Maybe life would have been easier if you know the future.
Dang.. I think I watched too much 'Next'.
I'm 22 and whilst I don't want to be a teenager again, i feel like once the teenage years end, time just seems to fly by so far like once big blur. 2007 is already almost halfway over...
I wouldn't mind a 2nd growth spurt. :P
yeah. tell me about it. the thing about growing older is that people's expectations of you (and maybe your own too) tend to be higher as well. i guess that part freaks most grown-ups out, hence, we desire the teen lives with little real-world rules and only stuff like curfew, no drinking, smoking etc.
Certainly wanna turn-back-time to fulfil those unfinished business...yesterdays so lost and gone, and the future's so out there.. I need some 'Next' or 'Click' (or a man, least there's still a slim chance for 1800-dial-a-man :P)

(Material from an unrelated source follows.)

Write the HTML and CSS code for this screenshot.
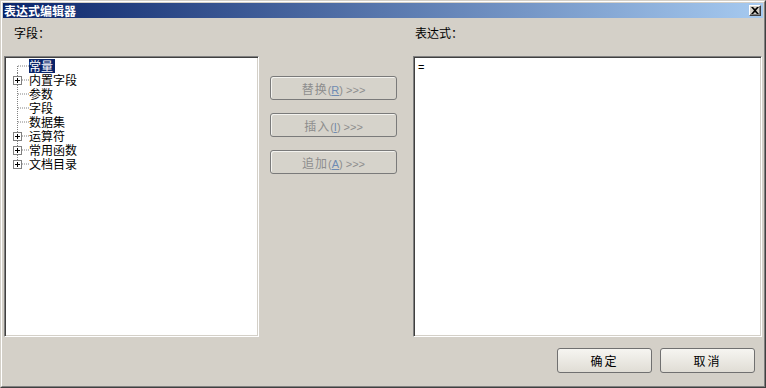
FILE: index.html
```html
<!DOCTYPE html>
<html lang="zh-CN">
<head>
    <meta charset="UTF-8">
    <title>表达式编辑器</title>
    <link rel="stylesheet" href="styles.css">
</head>
<body>
    <div class="window">
        <div class="window-inner">
            <div class="titlebar">
                <span class="title">表达式编辑器</span>
                <button class="close-btn">
                    <svg width="8" height="7" viewBox="0 0 8 7"><path d="M0 0h2l2 2 2-2h2L5 3.5 8 7H6L4 5 2 7H0l3-3.5z" fill="#000"/></svg>
                </button>
            </div>

            <div class="body">
                <div class="label left-label">字段：</div>
                <div></div>
                <div class="label right-label">表达式：</div>

                <div class="sunken tree">
                    <div class="node">
                        <svg class="gutter" width="22" height="14"><path d="M10.5 7v7M11 7h11" stroke="#808080" stroke-dasharray="1 1"/></svg>
                        <span class="node-text selected">常量</span>
                    </div>
                    <div class="node">
                        <svg class="gutter" width="22" height="14"><path d="M10.5 0v14M11 7h11" stroke="#808080" stroke-dasharray="1 1"/><rect x="6.5" y="3.5" width="8" height="8" fill="#fff" stroke="#808080"/><path d="M8 7.5h5M10.5 5v5" stroke="#000"/></svg>
                        <span class="node-text">内置字段</span>
                    </div>
                    <div class="node">
                        <svg class="gutter" width="22" height="14"><path d="M10.5 0v14M11 7h11" stroke="#808080" stroke-dasharray="1 1"/></svg>
                        <span class="node-text">参数</span>
                    </div>
                    <div class="node">
                        <svg class="gutter" width="22" height="14"><path d="M10.5 0v14M11 7h11" stroke="#808080" stroke-dasharray="1 1"/></svg>
                        <span class="node-text">字段</span>
                    </div>
                    <div class="node">
                        <svg class="gutter" width="22" height="14"><path d="M10.5 0v14M11 7h11" stroke="#808080" stroke-dasharray="1 1"/></svg>
                        <span class="node-text">数据集</span>
                    </div>
                    <div class="node">
                        <svg class="gutter" width="22" height="14"><path d="M10.5 0v14M11 7h11" stroke="#808080" stroke-dasharray="1 1"/><rect x="6.5" y="3.5" width="8" height="8" fill="#fff" stroke="#808080"/><path d="M8 7.5h5M10.5 5v5" stroke="#000"/></svg>
                        <span class="node-text">运算符</span>
                    </div>
                    <div class="node">
                        <svg class="gutter" width="22" height="14"><path d="M10.5 0v14M11 7h11" stroke="#808080" stroke-dasharray="1 1"/><rect x="6.5" y="3.5" width="8" height="8" fill="#fff" stroke="#808080"/><path d="M8 7.5h5M10.5 5v5" stroke="#000"/></svg>
                        <span class="node-text">常用函数</span>
                    </div>
                    <div class="node">
                        <svg class="gutter" width="22" height="14"><path d="M10.5 0v7M11 7h11" stroke="#808080" stroke-dasharray="1 1"/><rect x="6.5" y="3.5" width="8" height="8" fill="#fff" stroke="#808080"/><path d="M8 7.5h5M10.5 5v5" stroke="#000"/></svg>
                        <span class="node-text">文档目录</span>
                    </div>
                </div>

                <div class="actions">
                    <button class="btn-action" disabled>替换<span class="latin">(<u>R</u>) &gt;&gt;&gt;</span></button>
                    <button class="btn-action" disabled>插入<span class="latin">(<u>I</u>) &gt;&gt;&gt;</span></button>
                    <button class="btn-action" disabled>追加<span class="latin">(<u>A</u>) &gt;&gt;&gt;</span></button>
                </div>

                <div class="sunken editor">=</div>
            </div>

            <div class="footer">
                <button class="btn">确定</button>
                <button class="btn">取消</button>
            </div>
        </div>
    </div>
</body>
</html>
```

FILE: styles.css
```css
body {
    margin: 0;
    background-color: #d4d0c8;
    font-family: "Noto Sans CJK SC", "DejaVu Sans", sans-serif;
    font-size: 12px;
    color: #000;
}
.window {
    width: 766px;
    height: 388px;
    box-sizing: border-box;
    border: 1px solid;
    border-color: #d4d0c8 #404040 #404040 #d4d0c8;
}
.window-inner {
    height: 100%;
    box-sizing: border-box;
    border: 1px solid;
    border-color: #fff #808080 #808080 #fff;
    padding: 1px;
    display: flex;
    flex-direction: column;
}
.titlebar {
    height: 15px;
    display: flex;
    justify-content: space-between;
    align-items: center;
    background: linear-gradient(to right, #0a246a, #a6caf0);
}
.title {
    color: #fff;
    font-weight: bold;
    line-height: 15px;
    padding-left: 1px;
}
.close-btn {
    width: 12px;
    height: 11px;
    margin-right: 2px;
    padding: 0;
    display: flex;
    align-items: center;
    justify-content: center;
    background-color: #d4d0c8;
    border: 1px solid;
    border-color: #fff #404040 #404040 #fff;
    box-shadow: inset -1px -1px #808080;
}
.body {
    display: grid;
    grid-template-columns: 255px 154px 349px;
    grid-template-rows: 38px 281px;
    padding-left: 1px;
}
.label {
    padding-top: 8px;
    line-height: 14px;
}
.left-label {
    padding-left: 10px;
}
.right-label {
    padding-left: 2px;
}
.sunken {
    box-sizing: border-box;
    background: #fff;
    border: 1px solid;
    border-color: #808080 #fff #fff #808080;
    box-shadow: inset 1px 1px #404040, inset -1px -1px #d4d0c8;
}
.tree {
    padding: 2px 0 0 2px;
}
.node {
    display: flex;
    height: 14px;
    line-height: 14px;
}
.gutter {
    flex: none;
}
.node-text {
    padding: 0 2px 0 0;
}
.selected {
    background-color: #0a246a;
    color: #fff;
}
.actions {
    display: flex;
    flex-direction: column;
    gap: 13px;
    padding: 20px 0 0 11px;
}
.btn-action {
    width: 127px;
    height: 24px;
    padding: 0;
    font-family: inherit;
    font-size: 12px;
    color: #8d8d8d;
    background-color: #d6d3cb;
    border: 1px solid #7a7a7a;
    border-radius: 3px;
    box-shadow: inset 1px 1px #f4f3ef;
    letter-spacing: 1px;
}
.latin {
    font-family: "Liberation Sans", sans-serif;
    font-size: 11px;
    letter-spacing: 0;
    color: #8d8d8d;
}
.latin u {
    color: #6e8bb3;
}
.editor {
    padding: 3px 4px;
    font-family: "Liberation Sans", sans-serif;
    font-size: 11px;
    line-height: 14px;
}
.footer {
    display: flex;
    justify-content: flex-end;
    gap: 8px;
    padding: 11px 8px 0 0;
}
.btn {
    width: 95px;
    height: 25px;
    padding: 0;
    font-family: inherit;
    font-size: 12px;
    color: #000;
    background: linear-gradient(#f6f5f1, #e0ddd5);
    border: 1px solid #707070;
    border-radius: 3px;
    letter-spacing: 2px;
}
```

Can someone spare me ten years? I wanna be older... :P
Loooove your writing style. Random, witty, coveniently descriptive. THIS is why I love gay men. One of the most entertaining blogs I've ever read....the eye candy that follow each post helps a lot too. :-)
While we love the idea of going through the years again gotta remember that there was a mix of bad and good - the biggest one being the fact that whenever we dream of exams they're now labelled nightmares. Imagine having to sit through papers for subjects you absolutely abhor, again.
GASP. But without desire, it would have been dull, calvin. What about the one night stands and the drunken nights?
Ouch. That must have been traumatizing, sue!
Yeah, angel, I have been to ikealand and spent my time in KcD. Cheaper mah. Either that or sucking on hotdogs while drooling over the hunky Swedes.
Never had to study, mstp? Surely you must have cracked a book or two :)
Right idea, gaia :) Bills suck majorly.
I didn't delete? Did I? But you're pretty young lah, rickie. It's nice to be young.
And thin too as jonzz said.
No argument there. After leavings chool, time does fly, jay. I wonder why.
GASP. How short are you, william?!
Expectations. Sigh. So hard to live up to, mike.
Next or Click, helix? :)
Why older? Everything will be sagging then, shane.
Thanks, psychosis :) Always nice to have praise.
Exams, janvier? Thank god you reminded me of something I abhor.